Alfredo Nazzaro da poco rientrato da Chios mi legge nel pensiero e mettiamo insieme e scriviamo così le nostre emozioni, lui quel campo lo ha vissuto con Stay Human Odv, lo porta tatuato sulla pelle ed io non riesco a rimanere indifferente a quello che in un angolo di Paradiso come le isole greche, accade ogni giorno, nell’indifferenza di tutti.
Per alcuni il Natale, da molti Natali e per molti Natali ancora, è paura, bombe a grappolo sganciate dai droni o da aerei super tecnologici che a venderne uno sfameresti tutta la città, terra che trema sotto i piedi come ti immagini sarà l’Armageddon, sirene e luci delle ambulanze che sostituiscono le luci ad intermittenza dei nostri alberi. Sconforto, privazione assoluta, sradicamento dalle proprie radici e, soprattutto, nessun domani. In quei campi, che vi abbiamo raccontato, ci sono centinaia di bambini, tu ed io un campo con centinaia di bambini lo immaginiamo chiassoso, allegro, colorato. Ti immagini i suoni e le risate,le corse e le cadute, i giochi e l’ingenuità.
Quello che colpisce di quei campi è il silenzio dei bambini, si proprio il silenzio. Sono bambini nati durante una guerra, una carestia, sono sopravvissuti alle bombe, a guerre civili. Hanno perso padri, madri, fratelli, amici, l’infanzia non l’hanno persa, ma non sanno davvero cosa sia. Non puoi perdere una cosa che non hai mai avuto. Neanche il Natale hanno mai avuto, e non perché non sono tutti cristiani, il Natale è Dio che si fa uomo per salvare l’umanità, è un punto di luce nelle tenebre, non a caso cade nel giorno in cui le antiche civiltà festeggiavano il solstizio d’inverno. E’ la vita che inneggia alla vita. Tutte cose che, in quei campi, sono degli ossimori, come se in quei campi Gesù rinascesse ogni giorno, in moderne mangiatoie senza più neanche il fieno ad accoglierlo. A differenza della Natività, in quei campi non c’è la speranza di redenzione, in realtà non c’è nessuna speranza, perché non c’è nessuna attesa, neanche per i bambini.

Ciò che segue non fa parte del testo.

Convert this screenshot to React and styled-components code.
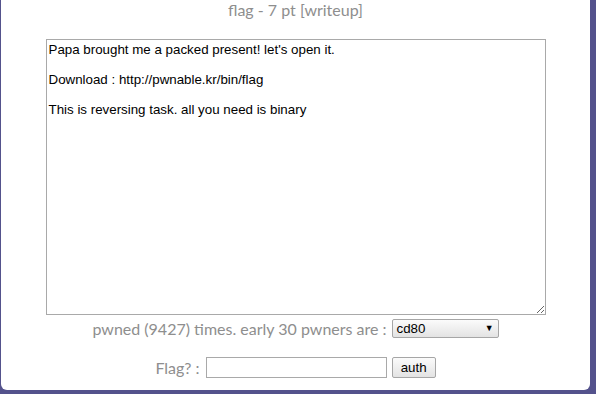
import React from "react";
import styled, { createGlobalStyle } from "styled-components";

const Global = createGlobalStyle`
html, body {
  margin: 0;
  padding: 0;
  background: #54528c;
  height: 394px;
  overflow: hidden;
}
`

const Panel = styled.div`
margin: 0 0 0 1px;
width: 589px;
height: 390px;
background: #ffffff;
border-radius: 0 0 6px 6px;
display: flex;
flex-direction: column;
align-items: center;
font-family: Lato, "Open Sans", sans-serif;
color: #8e8e8e;
`
const Title = styled.div`
font-size: 16px;
line-height: 20px;
height: 20px;
`
const Description = styled.textarea`
margin-top: 19px;
width: 500px;
height: 276px;
box-sizing: border-box;
border: 1px solid #a9a9a9;
padding: 2px;
font-family: "Liberation Sans", Arial, sans-serif;
font-size: 13.333px;
line-height: 15px;
color: #000;
resize: both;
outline: none;
`
const Row = styled.div`
display: flex;
align-items: center;
gap: 5px;
margin-top: ${p => p.$top}px;
font-size: 16px;
`
const SelectBox = styled.div`
position: relative;
width: 107px;
height: 19px;
box-sizing: border-box;
border: 1px solid #a6a6a6;
border-radius: 2px;
background: linear-gradient(#fbfbfb, #e3e3e3);
font-family: "Liberation Sans", Arial, sans-serif;
font-size: 13.333px;
color: #000;
padding-left: 4px;
line-height: 17px;
`
const Arrow = styled.span`
position: absolute;
right: 4px;
top: 0;
font-size: 9px;
line-height: 17px;
`
const FlagInput = styled.input`
width: 181px;
height: 21px;
box-sizing: border-box;
border: 1px solid #a9a9a9;
padding: 0 2px;
margin: 0 0 0 1px;
outline: none;
`
const AuthButton = styled.button`
width: 44px;
height: 21px;
box-sizing: border-box;
border: 1px solid #a6a6a6;
border-radius: 2px;
background: linear-gradient(#fbfbfb, #e3e3e3);
font-family: "Liberation Sans", Arial, sans-serif;
font-size: 13.333px;
color: #000;
padding: 0;
margin: 0;
`

const text = "Papa brought me a packed present! let's open it.\n\nDownload : http://pwnable.kr/bin/flag\n\nThis is reversing task. all you need is binary"

const App = () => {
    return (
        <>
            <Global />
            <Panel>
                <Title>flag - 7 pt [writeup]</Title>
                <Description defaultValue={text} />
                <Row $top={4}>
                    <span>pwned (9427) times. early 30 pwners are :</span>
                    <SelectBox>cd80<Arrow>▼</Arrow></SelectBox>
                </Row>
                <Row $top={19}>
                    <span>Flag? :</span>
                    <FlagInput />
                    <AuthButton>auth</AuthButton>
                </Row>
            </Panel>
        </>
    )
}

export default App
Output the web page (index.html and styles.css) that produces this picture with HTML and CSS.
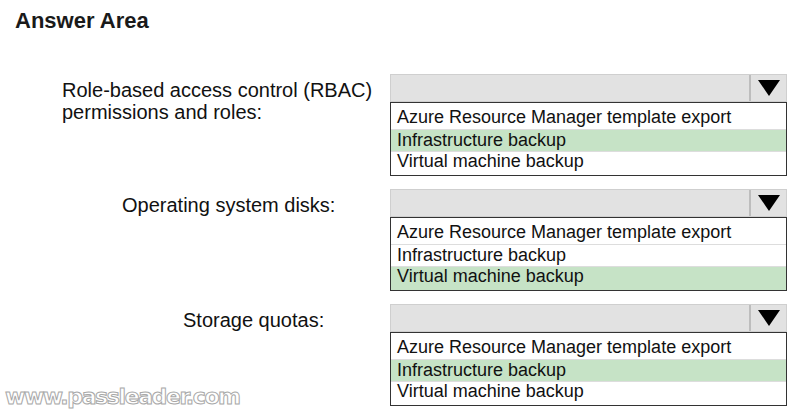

Quando non hai avuto un’ infanzia e la spensieratezza che la caratterizza è la paura che prende il posto con i boati delle bombe, la fame, l’eterna fuga, i pianti e le urla non attendi niente di diverso e sei già contento di essere sopravvissuto. Il resto è superfluo. Non sai cosa sia un regalo, perché i tuoi genitori non hanno fatto in tempo a comprarli, prima, ed ora è troppo tardi. Comprarli dove, poi? E con quali risorse? I giochi, le attività ricreative e quelle formative, in quei campi, sono legate alla presenza ed alla capacità di organizzarsi ed intercettare beni e risorse da parte delle organizzazioni umanitarie. Basta poco, a quei bambini, per essere felici almeno per un attimo. A volte basta uno sguardo di attenzione, una carezza, un abbraccio, già una caramella è un bene prezioso. Quando ricevono un dono sorridono con gli occhi e con il cuore, cose che noi abbiamo disimparato a fare. Dovremmo ricordarcene quando camminiamo specchiandoci distrattamente nelle vetrine sovraccariche.

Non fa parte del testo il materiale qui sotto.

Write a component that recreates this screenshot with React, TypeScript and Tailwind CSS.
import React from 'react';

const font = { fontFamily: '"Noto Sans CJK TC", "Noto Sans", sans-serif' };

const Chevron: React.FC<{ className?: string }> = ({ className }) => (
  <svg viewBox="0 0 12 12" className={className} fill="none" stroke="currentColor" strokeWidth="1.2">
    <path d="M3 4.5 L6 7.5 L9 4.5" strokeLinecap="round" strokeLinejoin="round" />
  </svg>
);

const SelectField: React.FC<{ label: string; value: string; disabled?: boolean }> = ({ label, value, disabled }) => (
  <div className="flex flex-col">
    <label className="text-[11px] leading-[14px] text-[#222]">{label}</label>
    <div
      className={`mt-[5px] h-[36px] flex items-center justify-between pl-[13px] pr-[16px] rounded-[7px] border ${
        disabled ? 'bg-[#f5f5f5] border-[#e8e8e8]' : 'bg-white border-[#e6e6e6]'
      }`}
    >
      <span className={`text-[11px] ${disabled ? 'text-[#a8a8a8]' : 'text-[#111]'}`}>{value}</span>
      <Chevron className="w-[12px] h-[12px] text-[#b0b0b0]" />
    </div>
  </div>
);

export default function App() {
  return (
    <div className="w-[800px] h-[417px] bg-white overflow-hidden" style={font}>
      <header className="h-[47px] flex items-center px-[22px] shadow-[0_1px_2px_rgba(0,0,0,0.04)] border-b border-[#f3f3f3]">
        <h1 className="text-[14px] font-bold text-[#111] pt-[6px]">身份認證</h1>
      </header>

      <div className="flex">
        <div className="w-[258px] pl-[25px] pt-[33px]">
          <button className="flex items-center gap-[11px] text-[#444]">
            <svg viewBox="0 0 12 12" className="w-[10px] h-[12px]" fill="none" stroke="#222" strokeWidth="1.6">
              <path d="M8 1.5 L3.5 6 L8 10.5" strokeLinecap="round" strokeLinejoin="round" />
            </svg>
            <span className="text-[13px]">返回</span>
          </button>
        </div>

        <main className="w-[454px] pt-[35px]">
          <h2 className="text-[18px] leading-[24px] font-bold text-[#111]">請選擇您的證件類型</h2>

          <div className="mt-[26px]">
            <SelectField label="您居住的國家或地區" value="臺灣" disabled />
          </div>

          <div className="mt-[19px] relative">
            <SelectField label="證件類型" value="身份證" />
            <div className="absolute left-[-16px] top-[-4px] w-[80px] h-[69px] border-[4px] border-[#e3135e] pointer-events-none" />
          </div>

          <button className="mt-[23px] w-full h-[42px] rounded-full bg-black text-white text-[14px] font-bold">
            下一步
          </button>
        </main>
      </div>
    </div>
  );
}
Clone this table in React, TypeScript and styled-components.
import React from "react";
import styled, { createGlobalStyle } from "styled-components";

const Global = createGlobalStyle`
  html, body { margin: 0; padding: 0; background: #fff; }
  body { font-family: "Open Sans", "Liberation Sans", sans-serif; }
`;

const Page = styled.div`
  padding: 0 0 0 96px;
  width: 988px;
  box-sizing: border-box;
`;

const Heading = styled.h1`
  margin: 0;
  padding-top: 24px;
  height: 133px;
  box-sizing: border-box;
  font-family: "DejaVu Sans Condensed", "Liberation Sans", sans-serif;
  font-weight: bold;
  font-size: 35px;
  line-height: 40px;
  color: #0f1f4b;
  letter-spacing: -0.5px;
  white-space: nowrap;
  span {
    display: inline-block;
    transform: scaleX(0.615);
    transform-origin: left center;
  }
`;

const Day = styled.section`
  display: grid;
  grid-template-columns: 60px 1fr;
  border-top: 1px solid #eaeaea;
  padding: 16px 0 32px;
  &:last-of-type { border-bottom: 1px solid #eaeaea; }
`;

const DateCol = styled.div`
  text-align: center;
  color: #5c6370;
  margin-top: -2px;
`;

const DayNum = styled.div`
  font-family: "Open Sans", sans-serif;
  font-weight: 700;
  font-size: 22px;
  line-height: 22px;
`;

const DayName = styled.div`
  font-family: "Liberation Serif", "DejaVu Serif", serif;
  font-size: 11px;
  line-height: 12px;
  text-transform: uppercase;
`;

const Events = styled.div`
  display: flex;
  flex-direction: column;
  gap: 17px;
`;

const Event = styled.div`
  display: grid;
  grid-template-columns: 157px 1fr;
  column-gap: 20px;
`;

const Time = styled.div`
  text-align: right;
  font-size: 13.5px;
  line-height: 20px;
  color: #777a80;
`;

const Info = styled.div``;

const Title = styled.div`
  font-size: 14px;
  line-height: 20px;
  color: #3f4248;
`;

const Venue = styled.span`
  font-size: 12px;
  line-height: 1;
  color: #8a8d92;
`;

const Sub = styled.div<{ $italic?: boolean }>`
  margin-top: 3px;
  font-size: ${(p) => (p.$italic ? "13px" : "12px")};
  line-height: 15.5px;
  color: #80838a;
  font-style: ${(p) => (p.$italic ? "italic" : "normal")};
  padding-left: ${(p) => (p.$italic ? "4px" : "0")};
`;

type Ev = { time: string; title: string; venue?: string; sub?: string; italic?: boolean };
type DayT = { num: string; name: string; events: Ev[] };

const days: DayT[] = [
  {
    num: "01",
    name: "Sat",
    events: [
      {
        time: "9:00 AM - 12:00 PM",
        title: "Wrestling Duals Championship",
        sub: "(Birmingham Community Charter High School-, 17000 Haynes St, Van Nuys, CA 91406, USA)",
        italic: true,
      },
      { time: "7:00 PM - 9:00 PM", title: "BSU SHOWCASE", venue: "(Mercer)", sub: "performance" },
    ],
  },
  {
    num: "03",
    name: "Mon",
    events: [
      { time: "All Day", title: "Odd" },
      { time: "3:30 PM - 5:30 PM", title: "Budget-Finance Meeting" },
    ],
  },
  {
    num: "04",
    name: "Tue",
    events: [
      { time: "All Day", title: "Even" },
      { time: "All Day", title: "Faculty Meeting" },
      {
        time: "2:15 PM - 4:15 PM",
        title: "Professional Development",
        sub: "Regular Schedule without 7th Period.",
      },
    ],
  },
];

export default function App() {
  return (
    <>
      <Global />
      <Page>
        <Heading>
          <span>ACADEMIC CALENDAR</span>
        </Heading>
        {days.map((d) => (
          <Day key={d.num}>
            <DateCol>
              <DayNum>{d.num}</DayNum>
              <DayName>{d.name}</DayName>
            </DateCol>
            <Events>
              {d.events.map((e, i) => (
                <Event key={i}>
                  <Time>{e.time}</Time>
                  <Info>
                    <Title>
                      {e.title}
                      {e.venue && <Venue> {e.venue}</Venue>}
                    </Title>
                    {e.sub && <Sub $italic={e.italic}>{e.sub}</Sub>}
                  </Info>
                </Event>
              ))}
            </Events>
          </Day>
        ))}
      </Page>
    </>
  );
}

E’ stridente il contrasto, tra le nostre vite agiate e quelle di chi lotta per non essere sopraffatto dal magma della vita. Lo è sempre, in certi periodi lo è di più, Natale è uno di quelli. I rifugiati, gli scampati, i nuovi naufraghi, sono definiti persone “ricollocate”, in luoghi diversi dal loro luogo di origine o di residenza abituale, a causa di un evento improvviso, come una catastrofe naturale o una guerra. I campi di accoglienza dovrebbero essere luoghi temporanei ed invece diventano semi-permanenti o permanenti. Difficilmente, quelle persone, vedranno più, in vita loro, i luoghi che gli sono stati familiari. Non è un caso che Gesù sia nato ultimo tra gli ultimi in una terra squassata e sconvolta da guerre e conflitti che non ha mai trovato pace e forse mai ne troverà.
Sotto l’albero o guardando il presepe proviamo a cercare una luce più luminosa delle altre, guardiamo nella grotta per dare un senso a quello che ci accade intorno, per non dimenticare nessuno, per poter destinare un nostro pensiero a chi ancora scappa, fugge, e vive in una tenda o in una grotta, a chi nascerà non vedendo mai le luci di un albero di Natale e non saprà mai di essere nato come Gesù.
Buon Natale a tutti e buon Natale a chi lo festeggerà con gli ultimi, buon Natale a chi solo per un momento penserà agli “altri”.